We became familiar with the twists and turns, and the spectacular views, even though Bright Angel was buried back into one of the largest side canyons. At one and a half miles below the rim was the “Mile and a Half” house, a spot where water was tapped into from the massive water pipe that ran up the side canyon from the Colorado River. The pumps must have been huge, for almost all of the water for the Rim community came up that pipe.
At three miles down the trail was – you guessed it, “Three Mile House.” More water, and a good spot to stop and consider how much more of this trail made up a day hike. And below that, on the Tonto Plateau, was Indian Gardens.
Indian Gardens was the halfway pump house, but also a campground and a good spot to walk on level ground for a bit, as it was situated on the Tonto Plateau. There was some vegetation, but its main attraction was that with a short stroll one could peer over the edge to the dark rocks lining the Inner Gorge and that seductive river, the Colorado. John had worked to plant a variety of native species by the small stream and around the campground there, which would grow to provide shade.
The massively compressed and hardened rocks of the Inner Gorge are very different from the crumbly sand and limestone layers above. The Colorado River really had to WORK to slice that layer of the Canyon. Metamorphic rock, changed by massive heat and weight, tilted and twisted in unique folds and massive upthrusts, was generally dark and massive. It was reminiscent of Tolkien’s Land of Mordor (where the shadows lie.) And yes, the sunrise and sunset of the Inner Canyon could be just a few hours apart.
Steep cliffs, narrow trail. Think again. Did you really want to get down to the Colorado? But there, look. That swinging cable bridge! Irresistible to some who should have probably tried harder. Phantom Ranch, just beyond the cable bridge, required reservations. The number of folks who stagger in of an evening and say “I just can’t make it back up tonight” provided a routine source of revenue with the fine that they had to pay. The Bright Angel Trail is quite a route, but doing it twice in one day is not recommended, unless you are ready for 18 miles of hill.
On a recent trip to the Canyon, I noticed some new signs that were not present when I was working there. “Hiking into the Canyon is optional. Hiking out is NOT!” Truer words were never spoken. The only other way out is an expensive evacuation.

We got our Canyon legs, but the group of hikers we were focused on were not on the Bright Angel or the Kaibab Trails. We were after the elusive backcountryfolk, those that planned and sought a more remote experience. The “Corridor,” as it was known – the Bright Angel/Kaibab zone, was not included in our study, or my writer’s cramp on those envelopes would have truly been brutal. And oh, those wicked paper-cuts!
The National Park Service, at the time anyway, encouraged most hikers to stay in the Corridor. They had better sources of water. They had help available if they ran into trouble. And they had plenty of company! Campgrounds. Campfires! What was not to like?
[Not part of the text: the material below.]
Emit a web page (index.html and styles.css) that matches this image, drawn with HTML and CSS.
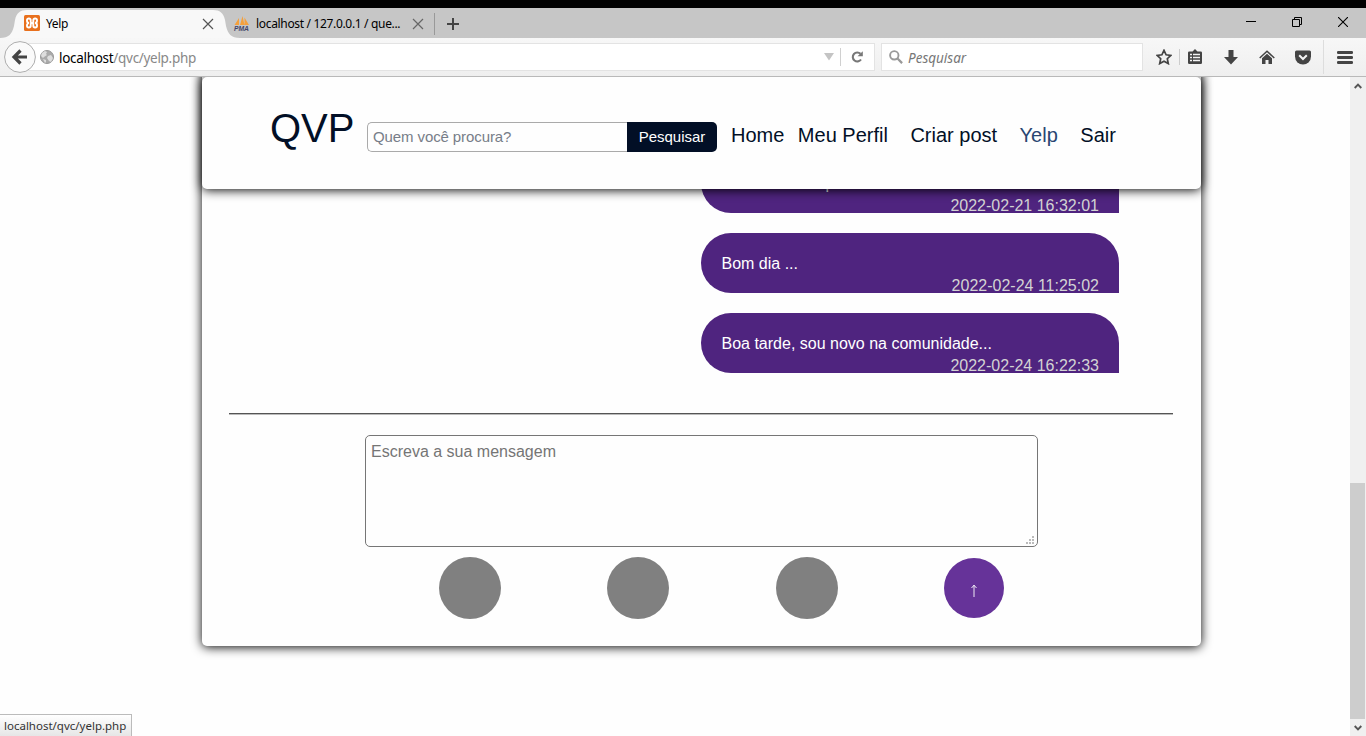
FILE: index.html
```html
<!DOCTYPE html>
<html lang="pt">
<head>
<meta charset="utf-8">
<title>Yelp</title>
<link rel="stylesheet" href="styles.css">
</head>
<body>
<div class="tabbar">
  <div class="tab active">
    <svg class="tab-shape" width="240" height="30" viewBox="0 0 240 30"><path d="M0 30C9 30 12 26 14 18L15 12C16.500 5 20 2 27 2H213C220 2 223.500 5 225 12L226 18C228 26 231 30 240 30Z" fill="#f8f8f8"/></svg>
    <svg class="favicon" width="16" height="16" viewBox="0 0 16 16"><rect width="16" height="16" rx="1.500" fill="#e8701d"/><path d="M5 3.500h-.3a1.700 1.700 0 0 0-1.700 1.700v.6A2.200 2.200 0 0 0 5.200 8 2.200 2.200 0 0 0 3 10.200v.6a1.700 1.700 0 0 0 1.700 1.700h.3a1.700 1.700 0 0 0 1.700-1.700V9.500q0-1.500 1.300-1.500t1.300 1.500v1.300a1.700 1.700 0 0 0 1.700 1.700h.3a1.700 1.700 0 0 0 1.700-1.700v-.6A2.200 2.200 0 0 0 10.800 8 2.200 2.200 0 0 0 13 5.800v-.6a1.700 1.700 0 0 0-1.700-1.700H11a1.700 1.700 0 0 0-1.700 1.700v1.300Q9.300 8 8 8T6.700 6.500V5.200A1.700 1.700 0 0 0 5 3.500z" fill="none" stroke="#fff" stroke-width="1.900"/></svg>
    <span class="tab-title first">Yelp</span>
    <svg class="close" width="12" height="12" viewBox="0 0 12 12"><path d="M1 1l10 10M11 1L1 11" stroke="#555" stroke-width="1.200"/></svg>
  </div>
  <div class="tab second">
    <svg class="favicon" width="17" height="16" viewBox="0 0 17 16"><path d="M1.500 10L6 3v7zM7 10l2.500-9 2 9zM11.500 10V2.500l4.500 7.500z" fill="#f5a03c"/><text x="1" y="15.500" class="pma" textLength="15" lengthAdjust="spacingAndGlyphs">PMA</text></svg>
    <span class="tab-title">localhost / 127.0.0.1 / que...</span>
    <svg class="close" width="12" height="12" viewBox="0 0 12 12"><path d="M1 1l10 10M11 1L1 11" stroke="#666" stroke-width="1.200"/></svg>
  </div>
  <svg class="newtab" width="12" height="12" viewBox="0 0 12 12"><path d="M6 0v12M0 6h12" stroke="#444" stroke-width="2"/></svg>
  <div class="window-buttons">
    <svg width="10" height="10" viewBox="0 0 10 10"><path d="M0 4.500h10" stroke="#000"/></svg>
    <svg width="10" height="10" viewBox="0 0 10 10"><path d="M.5 2.500h7v7h-7zM2.500 2.500v-2h7v7h-2" fill="none" stroke="#000"/></svg>
    <svg width="10" height="10" viewBox="0 0 10 10"><path d="M0 0l10 10M10 0L0 10" stroke="#000" stroke-width="1.100"/></svg>
  </div>
</div>
<div class="toolbar">
  <svg class="back" width="32" height="32" viewBox="0 0 32 32"><circle cx="16" cy="16" r="15.400" fill="#fafafa" stroke="#adadad"/><path d="M10.500 16H23M16.500 9.500L10 16l6.500 6.500" fill="none" stroke="#444" stroke-width="3.200"/></svg>
  <div class="urlbar">
    <svg class="globe" width="14" height="14" viewBox="0 0 14 14"><circle cx="7" cy="7" r="6.500" fill="#aaa" stroke="#999"/><path d="M2 3l3-2 2 1-1 2 1 1-3 2-1 1-2-2zM8 6l3-1 2 3-2 4-2-1-2-3zM3 9l3 1v2l-1 1z" fill="#ddd"/></svg>
    <span class="url">localhost<span>/qvc/yelp.php</span></span>
    <svg class="drop" width="10" height="8" viewBox="0 0 10 8"><path d="M0 0h10L5 7.500z" fill="#c4c4c4"/></svg>
    <span class="bar-line"></span>
    <svg class="reload" width="12" height="12" viewBox="0 0 12 12"><path d="M9.500 2.800A4.500 4.500 0 1 0 10 8.500" fill="none" stroke="#777" stroke-width="2.100"/><path d="M11.800.3v5H6.500z" fill="#777"/></svg>
  </div>
  <div class="searchbar">
    <svg width="14" height="14" viewBox="0 0 14 14"><circle cx="5.300" cy="5.300" r="4.200" fill="none" stroke="#999" stroke-width="1.900"/><path d="M8.500 8.500l4.600 4.600" stroke="#999" stroke-width="2.300"/></svg>
    <span>Pesquisar</span>
  </div>
  <div class="actions">
    <svg width="16" height="16" viewBox="0 0 16 16"><path d="M8 1.300l2.100 4.500 4.700.6-3.500 3.300 1 4.900L8 12.200l-4.300 2.400 1-4.900L1.200 6.400l4.700-.6z" fill="none" stroke="#444" stroke-width="1.700"/></svg>
    <i class="sep"></i>
    <svg width="14" height="16" viewBox="0 0 14 16"><path d="M1.200 2.500H4.500L7 0l2.500 2.500h3.300Q14 2.500 14 3.700v10.100q0 1.200-1.200 1.200H1.200Q0 15 0 13.800V3.700Q0 2.500 1.200 2.500z" fill="#444"/><path d="M2 5.500h2M2 8.500h2M2 11.500h2M5 5.500h7M5 8.500h7M5 11.500h7" stroke="#f4f4f4" stroke-width="1.400"/></svg>
    <svg class="download" width="14" height="15" viewBox="0 0 14 15"><path d="M4.500 0h5v7H14l-7 7.500L0 7h4.500z" fill="#444"/></svg>
    <svg class="home" width="16" height="15" viewBox="0 0 16 15"><path d="M.7 8L8 1.300 15.300 8" fill="none" stroke="#444" stroke-width="1.500"/><path d="M3 8.300l5-4.600 5 4.600V14H9.500v-4h-3v4H3z" fill="#444"/></svg>
    <svg class="pocket" width="16" height="15" viewBox="0 0 16 15"><path d="M1.500.5h13Q16 .5 16 2v4.500a8 8 0 0 1-16 0V2Q0 .5 1.500.500z" fill="#444"/><path d="M4.200 5.200L8 9l3.800-3.800" fill="none" stroke="#f4f4f4" stroke-width="2"/></svg>
    <i class="sep tall"></i>
    <svg class="menu" width="16" height="13" viewBox="0 0 16 13"><path d="M1.200 1.500h13.600M1.200 6.500h13.600M1.200 11.500h13.600" stroke="#444" stroke-width="2.800" stroke-linecap="round"/></svg>
  </div>
</div>
<div class="viewport">
  <div class="page">
    <main class="card">
      <header class="header">
        <h1 class="logo">QVP</h1>
        <div class="search"><div class="search-input">Quem você procura?</div><div class="search-button">Pesquisar</div></div>
        <nav class="nav"><a>Home</a><a>Meu Perfil</a><a>Criar post</a><a class="current">Yelp</a><a>Sair</a></nav>
      </header>
      <section class="messages">
        <div class="message"><p class="offset">p</p><time>2022-02-21 16:32:01</time></div>
        <div class="message"><p>Bom dia ...</p><time>2022-02-24 11:25:02</time></div>
        <div class="message"><p>Boa tarde, sou novo na comunidade...</p><time>2022-02-24 16:22:33</time></div>
      </section>
      <div class="rule"></div>
      <div class="compose">Escreva a sua mensagem
        <svg class="grip" width="8" height="8" viewBox="0 0 8 8"><path d="M6 0h2v2H6zM3 3h2v2H3zM6 3h2v2H6zM0 6h2v2H0zM3 6h2v2H3zM6 6h2v2H6z" fill="#bbb"/></svg>
      </div>
      <div class="buttons">
        <span class="dot"></span><span class="dot"></span><span class="dot"></span>
        <span class="send"><svg width="6" height="13" viewBox="0 0 6 13"><path d="M3 1V13M.5 4L3 1.200l2.500 2.800" fill="none" stroke="#fff" stroke-width=".9"/></svg></span>
      </div>
    </main>
  </div>
  <div class="scrollbar">
    <svg width="8" height="6" viewBox="0 0 8 6"><path d="M.7 5L4 1.700 7.300 5" fill="none" stroke="#555" stroke-width="1.900"/></svg>
    <div class="thumb"></div>
    <svg width="8" height="6" viewBox="0 0 8 6"><path d="M.7 1L4 4.300 7.300 1" fill="none" stroke="#555" stroke-width="1.900"/></svg>
  </div>
</div>
<div class="status">localhost/qvc/yelp.php</div>
</body>
</html>
```
FILE: styles.css
```css
* { box-sizing: border-box; }
body {
  margin: 0;
  height: 736px;
  display: flex;
  flex-direction: column;
  overflow: hidden;
  border-top: 8px solid #000;
  background: #fefefe;
  font-family: "Liberation Sans", Arial, sans-serif;
}
svg { display: block; flex: none; }

/* Browser chrome */
.tabbar, .toolbar, .status { font-family: "Noto Sans", sans-serif; }
.tabbar {
  height: 30px;
  flex: none;
  display: flex;
  align-items: center;
  background: #c6c6c6;
}
.tab {
  position: relative;
  height: 30px;
  display: flex;
  align-items: center;
  font-size: 12px;
  white-space: nowrap;
  color: #000;
}
.tab > * { position: relative; }
.tab .tab-shape { position: absolute; left: 0; top: 0; }
.tab.active { width: 233px; padding-left: 24px; }
.tab.second { width: 202px; }
.tab.second::after {
  content: "";
  position: absolute;
  right: 0;
  top: 5px;
  width: 1px;
  height: 22px;
  background: #999;
}
.tab-title { width: 146px; margin-left: 6px; letter-spacing: -0.33px; }
.tab-title.first { width: 156px; }
.tab.second .close { margin-left: 10px; }
.tab-title + .close { top: 1px; }
.pma { font: italic bold 7px "Liberation Sans", sans-serif; fill: #446; }
.newtab { margin: 2px 0 0 12px; }
.window-buttons { display: flex; gap: 36px; margin: 0 18px 2px auto; }

.toolbar {
  height: 39px;
  flex: none;
  display: flex;
  align-items: center;
  padding-left: 4px;
  background: linear-gradient(#f7f7f7, #efefef);
  border-bottom: 1px solid #b9b9b9;
}
.back { z-index: 1; }
.urlbar, .searchbar {
  height: 28px;
  display: flex;
  align-items: center;
  background: #fff;
  border: 1px solid #e3e3e3;
  font-size: 14px;
}
.urlbar { width: 857px; margin-left: -18px; padding-left: 21px; }
.url { margin: 1px auto 0 5px; font-size: 13.500px; letter-spacing: -0.3px; color: #000; }
.url span { color: #888; }
.bar-line { width: 1px; height: 18px; margin-left: 6px; background: #d0d0d0; }
.reload { margin: 0 11px 0 10px; }
.searchbar { width: 262px; margin-left: 6px; padding-left: 7px; }
.searchbar span { margin: 1px 0 0 5px; font-size: 13.500px; font-style: italic; color: #777; }
.actions { display: flex; align-items: center; margin-left: 13px; height: 38px; }
.sep { width: 1px; height: 16px; margin: 0 8px 0 7px; background: #ccc; }
.download { margin-left: 22px; }
.home { margin-left: 21px; }
.pocket { margin-left: 20px; }
.sep.tall { height: 34px; margin: 0 13px 0 12px; background: #ddd; }

/* Page content */
.viewport { flex: 1; min-height: 0; display: flex; overflow: hidden; }
.page { flex: 1; padding-left: 202px; }
.card {
  width: 999px;
  height: 589px;
  margin-top: -20px;
  padding-top: 20px;
  background: #fefefe;
  border-radius: 5px;
  box-shadow: 0 1px 11px #000;
}
.header {
  position: relative;
  z-index: 1;
  display: flex;
  height: 112px;
  padding: 0 0 0 67px;
  background: #fefefe;
  border-radius: 5px;
  box-shadow: 0 1px 11px #000;
}
.logo { margin: 28px 0 0; padding-left: 1px; width: 98px; font-size: 40px; line-height: 46px; font-weight: 400; color: #020f26; }
.search { display: flex; margin-top: 45px; height: 30px; font-size: 15px; line-height: 28px; white-space: nowrap; }
.search-input { width: 260px; padding-left: 5px; border: 1px solid #aaa; border-right: 0; border-radius: 5px 0 0 5px; color: #777d88; letter-spacing: -0.1px; }
.search-button { width: 90px; text-align: center; line-height: 30px; background: #020f26; color: #fff; border-radius: 0 5px 5px 0; }
.nav { display: flex; margin: 46px 0 0 12px; font-size: 20px; line-height: 24px; color: #020f26; white-space: nowrap; }
.nav a { margin-left: 22.500px; }
.nav a:first-child { margin-left: 2px; }
.nav a:nth-child(2) { margin-left: 13.500px; }
.nav .current { color: #294672; }
.messages { display: flex; flex-direction: column; gap: 20px; margin: -36px 82px 0 499px; }
.message {
  height: 60px;
  padding: 20px 20px 0;
  border-radius: 30px 30px 0 30px;
  background: #4f247f;
  color: #fff;
  font-size: 16px;
  line-height: 22px;
}
.message p { margin: 0; padding-left: 0.5px; }
.message .offset { padding-left: 104.500px; }
.message time { display: block; text-align: right; color: #d3d3d3; }
.rule { height: 2px; margin: 40px 28px 0 27px; background: #bbb; border-top: 1px solid #555; }
.compose {
  position: relative;
  width: 673px;
  height: 112px;
  margin: 20px 0 0 163px;
  padding: 6px 5px;
  border: 1px solid #767676;
  border-radius: 5px;
  font-size: 16px;
  line-height: 19px;
  color: #757575;
}
.grip { position: absolute; right: 3px; bottom: 2px; }
.buttons { width: 673px; margin: 10px 0 0 184px; display: grid; grid-template-columns: repeat(4, 1fr); place-items: center; }
.dot { width: 62px; height: 62px; border-radius: 50%; background: #808080; }
.send { width: 60px; height: 60px; margin-right: 2px; padding-top: 4px; border-radius: 50%; background: #639; display: grid; place-items: center; }
.scrollbar { width: 16px; display: flex; flex-direction: column; align-items: center; padding: 6px 1px 5px 0; background: #f0f0f0; }
.thumb { width: 15px; height: 236px; margin: auto 0 6px; background: #cdcdcd; }
.status {
  position: absolute;
  left: 0;
  bottom: 0;
  width: 132px;
  height: 22px;
  padding-left: 4px;
  border: 1px solid #bbb;
  border-width: 1px 1px 0 0;
  background: linear-gradient(#fff, #e6e6e6);
  font-size: 11.500px;
  line-height: 22px;
  color: #333;
  white-space: nowrap;
}
```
My uncle’s wife had given me his TRS-80 (Tandy Radio Shack) computer when he passed away, and I set it up on our hallway table. As surveys started to come back in, we would check the mail daily and open envelopes like eager kids. I wrote a program that would tabulate responses, feeding them into a data table that would spit out the tallies at the end of the run.
The writer’s cramp was brutal, as the pink slips kept coming, but my wife and I took it in stages, and addressed and got more surveys mailed out. But this was not just to be a mail survey! We were also hoping to survey some of these folks in the field.
My wife, who was by then designated a VIP, or Volunteer in the Park, and I were joined by a third member of our team, a slim, polite Indian – not from the reservation, but from the country of India. P.S., as he was known to all, was our sound man. He brought two hand-held decibel meters with him from his university, and the idea was to measure ambient sound levels as well as the peak sounds when aircraft went overhead. While not “linked” with my results, we would be able to document what the actual noise level was.
P.S. recently recalled…
“I thought back to how Greyhound had misplaced my pathetic little baggage when I traveled from Laramie (UW) to Arizona. John was so terribly kind to take me to a K-Mart (I believe) the moment he found out that I didn’t even have a toothbrush on me. He paid for the items I bought there in advance of my paycheck. He then drove me straight to the South Rim to see the Canyon for the very first time. Awe inspiring!! Little did I know that there was so much, much more to see and do since that evening.”
While John was still urging us to complete several more training hikes along the Bright Angel, I was far more interested in going remote. P.S., my wife and I set off for the Canyon one day, starting near the top of the Hermit Trail. It was to be a day hike along one of the more western trails linked to South Rim Village, and got relatively little traffic. While P.S. carried his sound meters, my wife and I were loaded down with clipboards, pencils, and stacks of surveys – and water, of course. I was in a t-shirt, shorts, and floppy hat, my wife was dressed in similar fashion. P.S. – well, he knew the sun. Long sleeves and long pants – always. I tried to convince him of the virtues of what I thought cooler attire, but he knew better. Growing up in India, he knew how to deal with the heat of the Canyon’s climate.

We didn’t go down too far, but waited a long time beside the trail before we got many survey takers. Backpackers that had just started down the trail weren’t surveyed, as they had just started their trip, had not had much time to process the air traffic, and were eager to keep moving. I surveyed a few backpackers coming up from the campground, but it was really a trickle. P.S.’s customers were more cooperative. Aircraft kept his small decibel meter jumping. Was I discouraged? No way! I had the greatest job on the planet!